It is an established result in the field of analysis of diffusion processes on fractals, that the transition density of the diffusion typically satisfies analogs of Gaussian bounds which involve a space-time scaling exponent β greater than two and thereby are called SUB-Gaussian bounds. The exponent β, called the walk dimension of the diffusion, could be considered as representing “how close the geometry of the fractal is to being smooth”. It has been observed by Kigami in [Math. Ann. 340 (2008), 781-804] that, in the case of the standard two-dimensional Sierpinski gasket, one can decrease this exponent to two (so that Gaussian bounds hold) by suitable changes of the metric and the measure while keeping the associated Dirichlet form (the quadratic energy functional) the same. Then it is natural to ask how general this phenomenon is for diffusions.

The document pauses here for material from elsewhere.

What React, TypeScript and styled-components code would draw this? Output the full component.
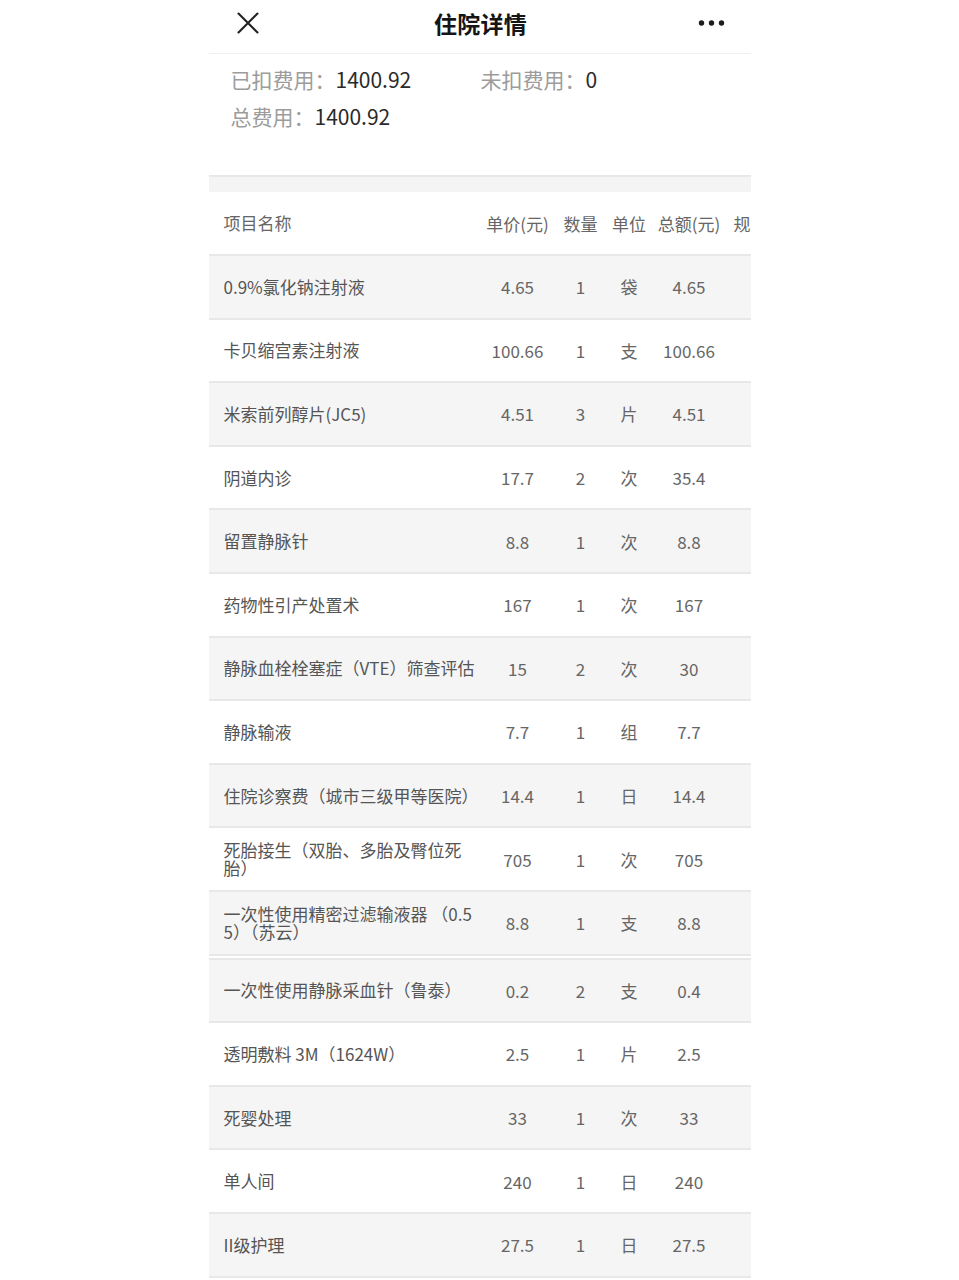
import React from "react";
import styled, { createGlobalStyle } from "styled-components";

const GlobalStyle = createGlobalStyle`
  html, body {
    margin: 0;
    padding: 0;
    background: #ffffff;
  }
  body {
    font-family: "Noto Sans CJK SC", "Liberation Sans", sans-serif;
  }
`;

const Page = styled.div`
  width: 542px;
  margin: 0 auto;
  background: #fff;
`;

const NavBar = styled.header`
  height: 54px;
  box-sizing: border-box;
  display: grid;
  grid-template-columns: 1fr auto 1fr;
  align-items: center;
  padding: 0 26px 7px 28px;
  border-bottom: 1px solid #f0f0f0;
`;

const NavTitle = styled.h1`
  margin: 0;
  font-size: 23px;
  font-weight: 700;
  color: #151515;
  letter-spacing: 0.3px;
`;

const NavLeft = styled.div`
  display: flex;
  justify-content: flex-start;
`;

const NavRight = styled.div`
  display: flex;
  justify-content: flex-end;
`;

const Summary = styled.section`
  display: grid;
  grid-template-columns: 250px auto;
  padding: 7px 0 40px 22px;
  font-size: 21px;
  line-height: 37px;
`;

const SummaryItem = styled.div`
  white-space: nowrap;
`;

const Label = styled.span`
  color: #9c9c9c;
`;

const Value = styled.span`
  color: #2a2a2a;
`;

const Band = styled.div`
  height: 15px;
  background: #f4f4f4;
  border-top: 2px solid #e8e8e8;
`;

const Table = styled.div`
  width: 542px;
  overflow: hidden;
`;

const Section = styled.div<{ $split?: boolean }>`
  ${(p) => (p.$split ? "margin-top: 2px; border-top: 2px solid #e8e8e8;" : "")}
`;

const Row = styled.div<{ $striped?: boolean; $head?: boolean }>`
  display: grid;
  grid-template-columns: 274px 70px 56px 41px 79px 22px;
  width: 542px;
  align-items: center;
  min-height: ${(p) => (p.$head ? "62px" : "61.6px")};
  background: ${(p) => (p.$striped ? "#f5f5f5" : "#ffffff")};
  border-bottom: 2px solid #e8e8e8;
  font-size: 17px;
  color: ${(p) => (p.$head ? "#666" : "#555")};
`;

const NameCell = styled.div`
  padding-left: 15px;
  line-height: 18px;
  display: flex;
  flex-direction: column;
`;

const NameLine = styled.span`
  white-space: nowrap;
`;

const NumCell = styled.div`
  text-align: center;
  white-space: nowrap;
  color: #666;
`;

const SpecCell = styled.div`
  padding-left: 5px;
  white-space: nowrap;
  overflow: hidden;
`;

const CloseIcon = () => (
  <svg width="22" height="22" viewBox="0 0 22 22">
    <path d="M1.5 1.5 L20.5 20.5 M20.5 1.5 L1.5 20.5" stroke="#222" strokeWidth="2.1" strokeLinecap="round" />
  </svg>
);

const MoreIcon = () => (
  <svg width="27" height="8" viewBox="0 0 27 8">
    <circle cx="3.5" cy="4" r="2.7" fill="#1c1c1c" />
    <circle cx="13.5" cy="4" r="2.7" fill="#1c1c1c" />
    <circle cx="23.5" cy="4" r="2.7" fill="#1c1c1c" />
  </svg>
);

type Item = [string[], string, string, string, string];

const part1: Item[] = [
  [["0.9%氯化钠注射液"], "4.65", "1", "袋", "4.65"],
  [["卡贝缩宫素注射液"], "100.66", "1", "支", "100.66"],
  [["米索前列醇片(JC5)"], "4.51", "3", "片", "4.51"],
  [["阴道内诊"], "17.7", "2", "次", "35.4"],
  [["留置静脉针"], "8.8", "1", "次", "8.8"],
  [["药物性引产处置术"], "167", "1", "次", "167"],
  [["静脉血栓栓塞症（VTE）筛查评估"], "15", "2", "次", "30"],
  [["静脉输液"], "7.7", "1", "组", "7.7"],
  [["住院诊察费（城市三级甲等医院）"], "14.4", "1", "日", "14.4"],
  [["死胎接生（双胎、多胎及臀位死", "胎）"], "705", "1", "次", "705"],
  [["一次性使用精密过滤输液器 （0.5", "5）（苏云）"], "8.8", "1", "支", "8.8"],
];

const part2: Item[] = [
  [["一次性使用静脉采血针（鲁泰）"], "0.2", "2", "支", "0.4"],
  [["透明敷料 3M（1624W）"], "2.5", "1", "片", "2.5"],
  [["死婴处理"], "33", "1", "次", "33"],
  [["单人间"], "240", "1", "日", "240"],
  [["II级护理"], "27.5", "1", "日", "27.5"],
];

const DataRow = ({ item, striped }: { item: Item; striped: boolean }) => (
  <Row $striped={striped}>
    <NameCell>
      {item[0].map((line, i) => (
        <NameLine key={i}>{line}</NameLine>
      ))}
    </NameCell>
    <NumCell>{item[1]}</NumCell>
    <NumCell>{item[2]}</NumCell>
    <NumCell>{item[3]}</NumCell>
    <NumCell>{item[4]}</NumCell>
    <SpecCell />
  </Row>
);

export default function App() {
  return (
    <>
      <GlobalStyle />
      <Page>
        <NavBar>
          <NavLeft>
            <CloseIcon />
          </NavLeft>
          <NavTitle>住院详情</NavTitle>
          <NavRight>
            <MoreIcon />
          </NavRight>
        </NavBar>
        <Summary>
          <SummaryItem>
            <Label>已扣费用：</Label>
            <Value>1400.92</Value>
          </SummaryItem>
          <SummaryItem>
            <Label>未扣费用：</Label>
            <Value>0</Value>
          </SummaryItem>
          <SummaryItem>
            <Label>总费用：</Label>
            <Value>1400.92</Value>
          </SummaryItem>
        </Summary>
        <Band />
        <Table>
          <Row $head>
            <NameCell>
              <NameLine>项目名称</NameLine>
            </NameCell>
            <NumCell>单价(元)</NumCell>
            <NumCell>数量</NumCell>
            <NumCell>单位</NumCell>
            <NumCell>总额(元)</NumCell>
            <SpecCell>规</SpecCell>
          </Row>
          <Section>
            {part1.map((it, i) => (
              <DataRow key={i} item={it} striped={i % 2 === 0} />
            ))}
          </Section>
          <Section $split>
            {part2.map((it, i) => (
              <DataRow key={i} item={it} striped={i % 2 === 0} />
            ))}
          </Section>
        </Table>
      </Page>
    </>
  );
}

This talk is aimed at presenting (partial) answers to this question. More specifically, the talk will present the following results:
(1) For any symmetric diffusion on a locally compact separable metric measure space in which any bounded set is relatively compact, the infimum over all possible values of the exponent β after “suitable” changes of the metric and the measure is ALWAYS two unless it is infinite. (We call this infimum the conformal walk dimension of the diffusion).
(2) The infimum as in (1) above is NOT attained, in the case of the Brownian motion on the standard (two-dimensional) Sierpinski carpet (as well as that on the standard three-and higher-dimensional Sierpinski gaskets).
This talk is based on joint works with Mathav Murugan (UBC). The results are given in arXiv:2008.12836, except for the non-attainment result for the Sierpinski carpet in (2) above, which is in progress.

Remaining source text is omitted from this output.